* begin *

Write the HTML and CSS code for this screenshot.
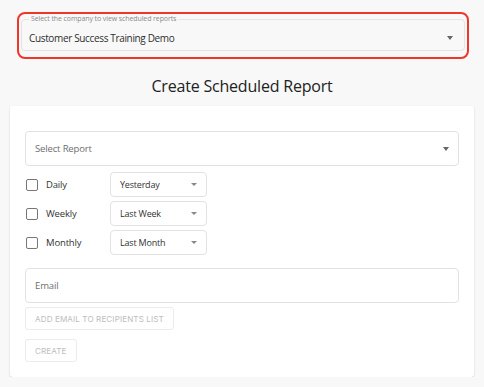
FILE: index.html
```html
<!DOCTYPE html>
<html><head>
<meta charset="utf-8">
<link rel="stylesheet" href="styles.css">
</head><body>
<div class="company_wrap">
	<fieldset class="company_field">
		<legend>Select the company to view scheduled reports</legend>
		<div class="select_row">
			<span class="value">Customer Success Training Demo</span>
			<span class="caret"></span>
		</div>
	</fieldset>
</div>

<h1 class="page_title">Create Scheduled Report</h1>

<div class="card">
	<div class="field select_field">
		<span class="placeholder">Select Report</span>
		<span class="caret"></span>
	</div>

	<div class="schedule_list">
		<div class="schedule_row">
			<label class="check"><span class="box"></span>Daily</label>
			<div class="small_select"><span>Yesterday</span><span class="caret"></span></div>
		</div>
		<div class="schedule_row">
			<label class="check"><span class="box"></span>Weekly</label>
			<div class="small_select"><span>Last Week</span><span class="caret"></span></div>
		</div>
		<div class="schedule_row">
			<label class="check"><span class="box"></span>Monthly</label>
			<div class="small_select"><span>Last Month</span><span class="caret"></span></div>
		</div>
	</div>

	<div class="field email_field">
		<span class="placeholder">Email</span>
	</div>
	<div class="btn_row"><button class="btn" disabled>ADD EMAIL TO RECIPIENTS LIST</button></div>
	<div class="btn_row create_row"><button class="btn" disabled>CREATE</button></div>
</div>
</body></html>
```

FILE: styles.css
```css
* {box-sizing: border-box;}
body {margin: 0;background: #f8f8f8;font-family: "Open Sans", "Noto Sans", sans-serif;color: #333;}

.company_wrap {margin: 12px 15px 0 17px;border: 2px solid #f0352b;border-radius: 8px;padding: 0 2px 2px 2px;height: 47px;}
.company_field {margin: 0;padding: 0 11px 0 7px;border: 1px solid #e4e4e4;border-radius: 4px;height: 37px;}
.company_field legend {font-size: 7px;color: #8a8a8a;padding: 0 2px;margin-left: 0;line-height: 10px;letter-spacing: -0.1px;}
.company_field .select_row {display: flex;align-items: center;justify-content: space-between;height: 27px;padding-top: 1px;}
.company_field .value {font-size: 10px;color: #2e2e2e;letter-spacing: -0.35px;}

.caret {width: 0;height: 0;border-left: 3.5px solid transparent;border-right: 3.5px solid transparent;border-top: 4px solid #666;}

.page_title {margin: 15px 0 0 0;text-align: center;font-size: 16px;font-weight: 400;color: #222;line-height: 24px;letter-spacing: -0.2px;}

.card {margin: 8px 10px 0 10px;background: #fff;border-radius: 3px;box-shadow: 0 1px 2px rgba(0,0,0,0.18);padding: 25px 15px 15px 15px;height: 271px;}

.field {border: 1px solid #e2e2e2;border-radius: 4px;height: 35px;display: flex;align-items: center;justify-content: space-between;padding: 0 9px 0 9px;}
.field .placeholder {font-size: 9.5px;color: #6e6e6e;letter-spacing: -0.15px;}

.schedule_list {margin-top: 6px;display: flex;flex-direction: column;gap: 4px;}
.schedule_row {display: flex;align-items: center;height: 25px;}
.check {display: flex;align-items: center;width: 85px;font-size: 9.5px;color: #333;padding-left: 1px;letter-spacing: -0.15px;}
.check .box {width: 12px;height: 12px;border: 1.5px solid #777;border-radius: 2px;margin-right: 8px;}
.small_select {width: 97px;height: 25px;border: 1px solid #e2e2e2;border-radius: 4px;display: flex;align-items: center;justify-content: space-between;padding: 0 9px 0 9px;font-size: 9px;color: #333;letter-spacing: -0.2px;}
.small_select .caret {border-left-width: 3px;border-right-width: 3px;border-top-width: 3.5px;border-top-color: #888;}

.email_field {margin-top: 13px;}

.btn_row {display: flex;margin-top: 4px;}
.create_row {margin-top: 9px;}
.btn {font-family: Inter, "Liberation Sans", sans-serif;font-size: 8.1px;color: #bdbdbd;background: #fff;border: 1px solid #ececec;border-radius: 3px;height: 23px;padding: 0 9px;letter-spacing: 0.1px;}
```
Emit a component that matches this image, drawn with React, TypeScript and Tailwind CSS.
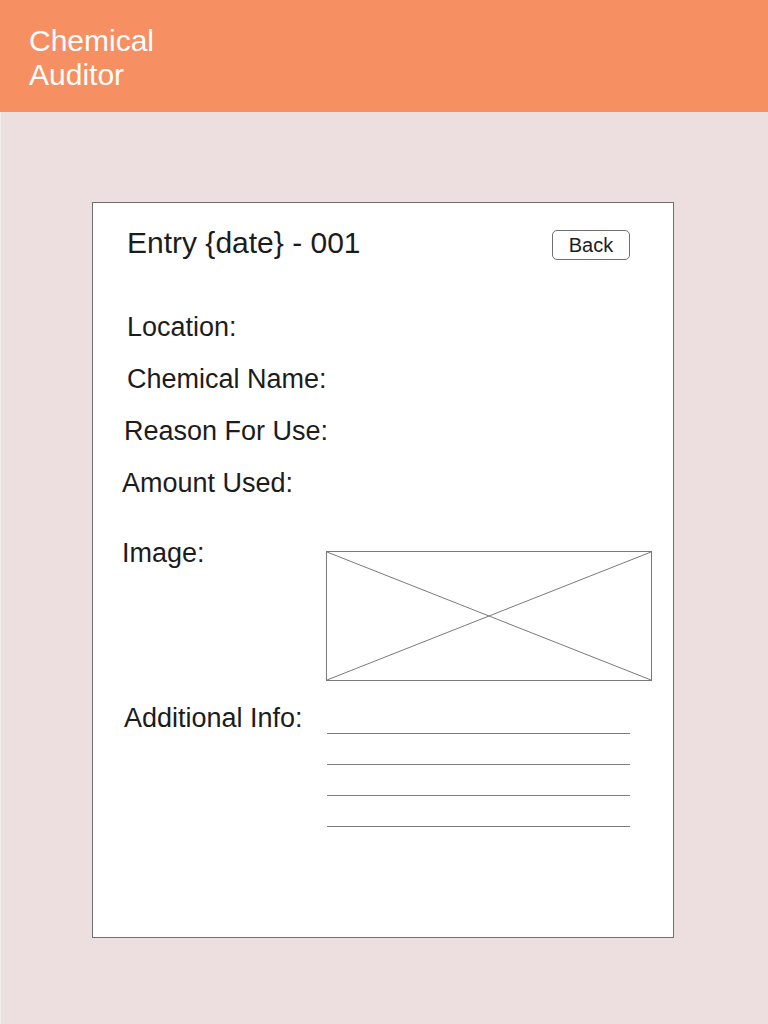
export default function App() {
  return (
    <div className="flex min-h-[1024px] w-[768px] flex-col bg-[#eddfdf] font-['Liberation_Sans',Arial,sans-serif] text-[#1c1c1c]">
      <header className="h-[112px] shrink-0 bg-[#f68f61] pl-[29px] pt-[24px] text-[30px] leading-[34px] text-white">
        Chemical
        <br />
        Auditor
      </header>

      <div className="flex-1 border-l border-[#f4eded] pt-[90px]">
        <div className="ml-[91px] h-[736px] w-[582px] border border-[#6f6f6f] bg-white pl-[29px] pr-[43px] pt-[23px]">
          <div className="flex items-start justify-between">
            <h1 className="ml-[5px] text-[30px] font-normal leading-[34px]">Entry {"{date}"} - 001</h1>
            <button className="mt-[4px] h-[30px] w-[78px] rounded-[5px] border border-[#6f6f6f] text-[20px] leading-[28px]">
              Back
            </button>
          </div>

          <div className="mt-[51px] text-[27px] leading-[32px]">
            <div className="ml-[5px] h-[52px]">Location:</div>
            <div className="ml-[5px] h-[52px]">Chemical Name:</div>
            <div className="ml-[2px] h-[52px]">Reason For Use:</div>
            <div className="h-[52px]">Amount Used:</div>

            <div className="mt-[18px] flex items-start">
              <div className="w-[204px] shrink-0">Image:</div>
              <div className="mt-[14px] h-[130px] w-[326px] shrink-0 border border-[#7a7a7a]">
                <svg className="h-full w-full" viewBox="0 0 324 128" preserveAspectRatio="none">
                  <line x1="0" y1="0" x2="324" y2="128" stroke="#7a7a7a" strokeWidth="1" />
                  <line x1="0" y1="128" x2="324" y2="0" stroke="#7a7a7a" strokeWidth="1" />
                </svg>
              </div>
            </div>

            <div className="mt-[21px] flex items-start">
              <div className="w-[205px] shrink-0">
                <span className="ml-[2px] block">Additional Info:</span>
              </div>
              <div className="mt-[31px] flex w-[303px] shrink-0 flex-col gap-[30px]">
                <div className="h-px bg-[#7d7d7d]" />
                <div className="h-px bg-[#7d7d7d]" />
                <div className="h-px bg-[#7d7d7d]" />
                <div className="h-px bg-[#7d7d7d]" />
              </div>
            </div>
          </div>
        </div>
      </div>
    </div>
  );
}
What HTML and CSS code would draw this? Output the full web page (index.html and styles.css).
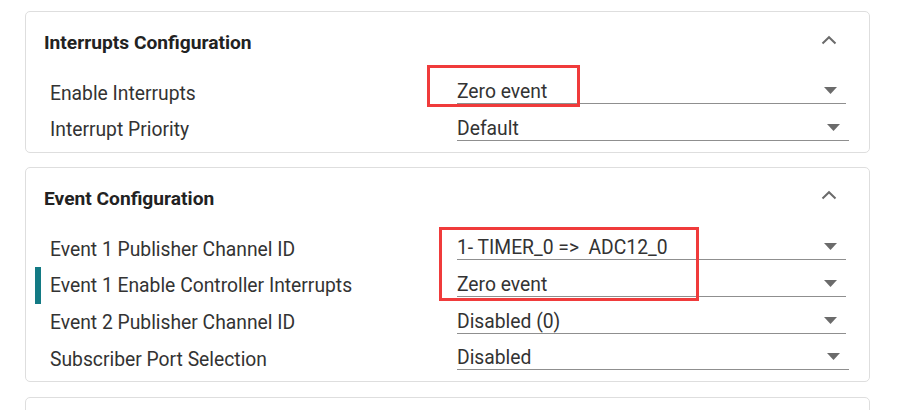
FILE: index.html
```html
<!DOCTYPE html>
<html>
<head>
<meta charset="utf-8">
<link rel="stylesheet" href="styles.css">
</head>
<body>
<div class="page">
  <section class="card">
    <div class="card-header">
      <h2 class="card-title">Interrupts Configuration</h2>
      <svg class="chevron" width="16" height="10" viewBox="0 0 16 10"><polyline points="1.5,8.5 8,2.2 14.5,8.5" fill="none" stroke="#6b6b6b" stroke-width="2"/></svg>
    </div>
    <div class="row">
      <div class="label">Enable Interrupts</div>
      <div class="field"><span class="value">Zero event</span><svg class="drop" width="13" height="7" viewBox="0 0 13 7"><path d="M0 0h13L6.5 7z" fill="#6b6b6b"/></svg></div>
    </div>
    <div class="row">
      <div class="label">Interrupt Priority</div>
      <div class="field wide"><span class="value">Default</span><svg class="drop" width="13" height="7" viewBox="0 0 13 7"><path d="M0 0h13L6.5 7z" fill="#6b6b6b"/></svg></div>
    </div>
  </section>

  <section class="card">
    <div class="card-header">
      <h2 class="card-title">Event Configuration</h2>
      <svg class="chevron" width="16" height="10" viewBox="0 0 16 10"><polyline points="1.5,8.5 8,2.2 14.5,8.5" fill="none" stroke="#6b6b6b" stroke-width="2"/></svg>
    </div>
    <div class="row">
      <div class="label">Event 1 Publisher Channel ID</div>
      <div class="field"><span class="value">1- TIMER_0 =&gt;  ADC12_0</span><svg class="drop" width="13" height="7" viewBox="0 0 13 7"><path d="M0 0h13L6.5 7z" fill="#6b6b6b"/></svg></div>
    </div>
    <div class="row active">
      <span class="marker"></span>
      <div class="label">Event 1 Enable Controller Interrupts</div>
      <div class="field"><span class="value">Zero event</span><svg class="drop" width="13" height="7" viewBox="0 0 13 7"><path d="M0 0h13L6.5 7z" fill="#6b6b6b"/></svg></div>
    </div>
    <div class="row">
      <div class="label">Event 2 Publisher Channel ID</div>
      <div class="field"><span class="value">Disabled (0)</span><svg class="drop" width="13" height="7" viewBox="0 0 13 7"><path d="M0 0h13L6.5 7z" fill="#6b6b6b"/></svg></div>
    </div>
    <div class="row">
      <div class="label">Subscriber Port Selection</div>
      <div class="field wide"><span class="value">Disabled</span><svg class="drop" width="13" height="7" viewBox="0 0 13 7"><path d="M0 0h13L6.5 7z" fill="#6b6b6b"/></svg></div>
    </div>
  </section>

  <section class="card card-next"></section>

  <div class="highlight hl-1"></div>
  <div class="highlight hl-2"></div>
</div>
</body>
</html>
```

FILE: styles.css
```css
html, body {
  margin: 0;
  padding: 0;
  background: #ffffff;
  overflow: hidden;
}

body {
  font-family: Roboto, "Liberation Sans", Arial, sans-serif;
  color: #333333;
  width: 919px;
  height: 410px;
}

.page {
  position: relative;
  padding: 11px 0 0 25px;
  width: 845px;
  height: 399px;
  display: flex;
  flex-direction: column;
  gap: 14px;
  overflow: hidden;
}

.card {
  flex: none;
  border: 1px solid #dedede;
  border-radius: 5px;
  padding-bottom: 7.3px;
  background: #fff;
}

.card-next {
  height: 40px;
  padding: 0;
  margin-top: 0.5px;
}

.card-header {
  height: 59.3px;
  box-sizing: border-box;
  padding: 20px 32px 0 18px;
  display: flex;
  align-items: flex-start;
}

.card-title {
  flex: 1;
  margin: 0;
  font-size: 19.2px;
  line-height: 21px;
  font-weight: 700;
  color: #222222;
}

.chevron {
  margin-top: 2.5px;
}

.row {
  position: relative;
  height: 36.67px;
  display: flex;
  align-items: flex-start;
  padding-left: 24px;
}

.label {
  width: 407px;
  margin-top: 11.5px;
  font-size: 19.3px;
  line-height: 21px;
  color: #333333;
}

.field {
  width: 389px;
  margin-top: 10px;
  display: flex;
  align-items: center;
  justify-content: space-between;
  border-bottom: 1px solid #8f8f8f;
  padding-bottom: 1px;
}

.field.wide {
  width: 392px;
}

.value {
  font-size: 19.3px;
  line-height: 21px;
  color: #333333;
  white-space: pre;
}

.drop {
  margin-right: 9.5px;
  margin-top: -2px;
}

.marker {
  position: absolute;
  left: 9px;
  top: 2.7px;
  width: 6px;
  height: 37px;
  background: #137a84;
}

.highlight {
  position: absolute;
  border: 3px solid #f03b3b;
  box-sizing: border-box;
}

.hl-1 {
  left: 427px;
  top: 65px;
  width: 153px;
  height: 42px;
}

.hl-2 {
  left: 439px;
  top: 227px;
  width: 260px;
  height: 74px;
}
```
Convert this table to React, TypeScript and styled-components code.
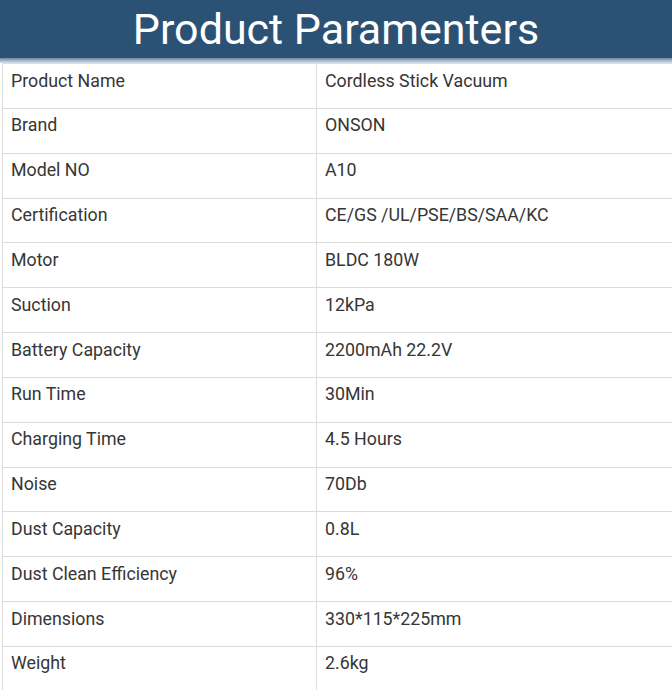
import styled, { createGlobalStyle } from "styled-components";

const Global = createGlobalStyle`
  html, body {
    margin: 0;
    padding: 0;
    background: #fff;
    font-family: Roboto, "Liberation Sans", sans-serif;
  }
`;

const Page = styled.div`
  width: 672px;
  height: 690px;
  overflow: hidden;
`;

const Header = styled.div`
  height: 58px;
  background: #2b5274;
  color: #fff;
  display: flex;
  align-items: center;
  justify-content: center;
  font-size: 43px;
  font-weight: 400;
  box-sizing: border-box;
`;

const Band = styled.div`
  height: 5px;
  background: linear-gradient(#6d88a1, #d9e0e7);
`;

const Table = styled.table`
  border-collapse: collapse;
  margin-left: 2px;
  width: 672px;
  table-layout: fixed;
`;

const Cell = styled.td<{ $first?: boolean }>`
  height: 44.85px;
  box-sizing: border-box;
  border: 1.5px solid #dcdcdc;
  padding: 5.5px 8px 0;
  vertical-align: top;
  font-size: 17.8px;
  color: #363636;
  width: ${(p) => (p.$first ? "314px" : "auto")};
`;

const rows: [string, string][] = [
  ["Product Name", "Cordless Stick Vacuum"],
  ["Brand", "ONSON"],
  ["Model NO", "A10"],
  ["Certification", "CE/GS /UL/PSE/BS/SAA/KC"],
  ["Motor", "BLDC 180W"],
  ["Suction", "12kPa"],
  ["Battery Capacity", "2200mAh 22.2V"],
  ["Run Time", "30Min"],
  ["Charging Time", "4.5 Hours"],
  ["Noise", "70Db"],
  ["Dust Capacity", "0.8L"],
  ["Dust Clean Efficiency", "96%"],
  ["Dimensions", "330*115*225mm"],
  ["Weight", "2.6kg"],
];

export default function App() {
  return (
    <Page>
      <Global />
      <Header>Product Paramenters</Header>
      <Band />
      <Table>
        <tbody>
          {rows.map(([k, v]) => (
            <tr key={k}>
              <Cell $first>{k}</Cell>
              <Cell>{v}</Cell>
            </tr>
          ))}
        </tbody>
      </Table>
    </Page>
  );
}
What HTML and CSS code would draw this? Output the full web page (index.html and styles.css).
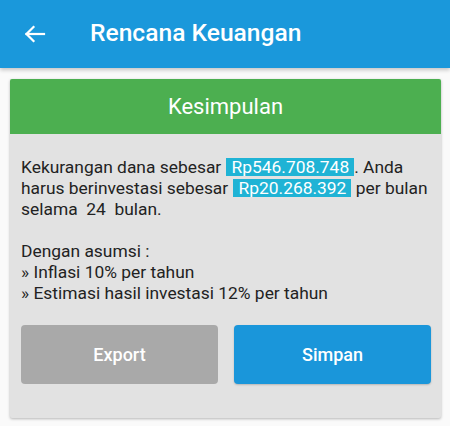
FILE: index.html
```html
<!DOCTYPE html>
<html lang="id">
<head>
<meta charset="utf-8">
<title>Rencana Keuangan</title>
<link rel="stylesheet" href="styles.css">
</head>
<body>
<header class="appbar">
  <button class="back" aria-label="Kembali">
    <svg width="22" height="18" viewBox="0 0 22 18" fill="none" stroke="#fff" stroke-width="2.2" stroke-linecap="square">
      <path d="M2.5 9H20"/>
      <path d="M9.5 2L2.5 9L9.5 16"/>
    </svg>
  </button>
  <h1 class="title">Rencana Keuangan</h1>
</header>
<main class="content">
  <section class="card">
    <div class="card-head">Kesimpulan</div>
    <div class="card-body">
      <p class="summary">Kekurangan dana sebesar <span class="hl">Rp546.708.748</span>. Anda<br>harus berinvestasi sebesar <span class="hl">Rp20.268.392</span> per bulan<br>selama&nbsp; 24&nbsp; bulan.<br><br>Dengan asumsi :<br>» Inflasi 10% per tahun<br>» Estimasi hasil investasi 12% per tahun</p>
      <div class="actions">
        <button class="btn btn-gray">Export</button>
        <button class="btn btn-blue">Simpan</button>
      </div>
    </div>
  </section>
</main>
</body>
</html>
```
FILE: styles.css
```css
html, body {
  margin: 0;
  padding: 0;
}
body {
  background: #fafafa;
  font-family: Roboto, "Noto Sans", "Liberation Sans", sans-serif;
  width: 450px;
  height: 426px;
  overflow: hidden;
}
.appbar {
  height: 68px;
  background: #1a98db;
  display: flex;
  align-items: center;
  box-shadow: 0 2px 4px rgba(0, 0, 0, 0.22);
  position: relative;
  z-index: 1;
}
.back {
  background: none;
  border: 0;
  padding: 0;
  margin: 0 0 0 24px;
  width: 22px;
  height: 18px;
  display: flex;
  align-items: center;
}
.title {
  margin: 0 0 0 44px;
  font-size: 24.6px;
  font-weight: 500;
  color: #fff;
  line-height: 1;
  position: relative;
  top: -1px;
}
.content {
  padding: 11px 9px 0 10px;
}
.card {
  background: #e2e2e2;
  border-radius: 2px;
  box-shadow: 0 1px 3px rgba(0, 0, 0, 0.28);
  overflow: hidden;
}
.card-head {
  height: 55px;
  background: #4caf50;
  color: #fff;
  font-size: 22px;
  display: flex;
  align-items: center;
  justify-content: center;
}
.card-body {
  padding: 23px 10px 34px 11px;
}
.summary {
  margin: 0;
  font-size: 17.4px;
  line-height: 21px;
  color: #222;
}
.hl {
  display: inline-block;
  line-height: 18px;
  background: #1fb3d5;
  color: #fff;
  padding: 0 5px 0 6px;
}
.actions {
  margin-top: 21px;
  display: grid;
  grid-template-columns: 1fr 1fr;
  gap: 16px;
}
.btn {
  height: 59px;
  border: 0;
  border-radius: 4px;
  color: #fff;
  font-family: Roboto, "Noto Sans", "Liberation Sans", sans-serif;
  font-size: 18px;
  font-weight: 500;
}
.btn-gray {
  background: #a9a9a9;
}
.btn-blue {
  background: #1a96da;
  box-shadow: 0 1px 2px rgba(0, 0, 0, 0.2);
}
```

* end *

__What you have to do__: Find each line in the records holding the string "TypeScript" and show it.

__Task response__:
Emit a component that matches this image, drawn with React, TypeScript and Tailwind CSS.
Convert this table to React, TypeScript and styled-components code.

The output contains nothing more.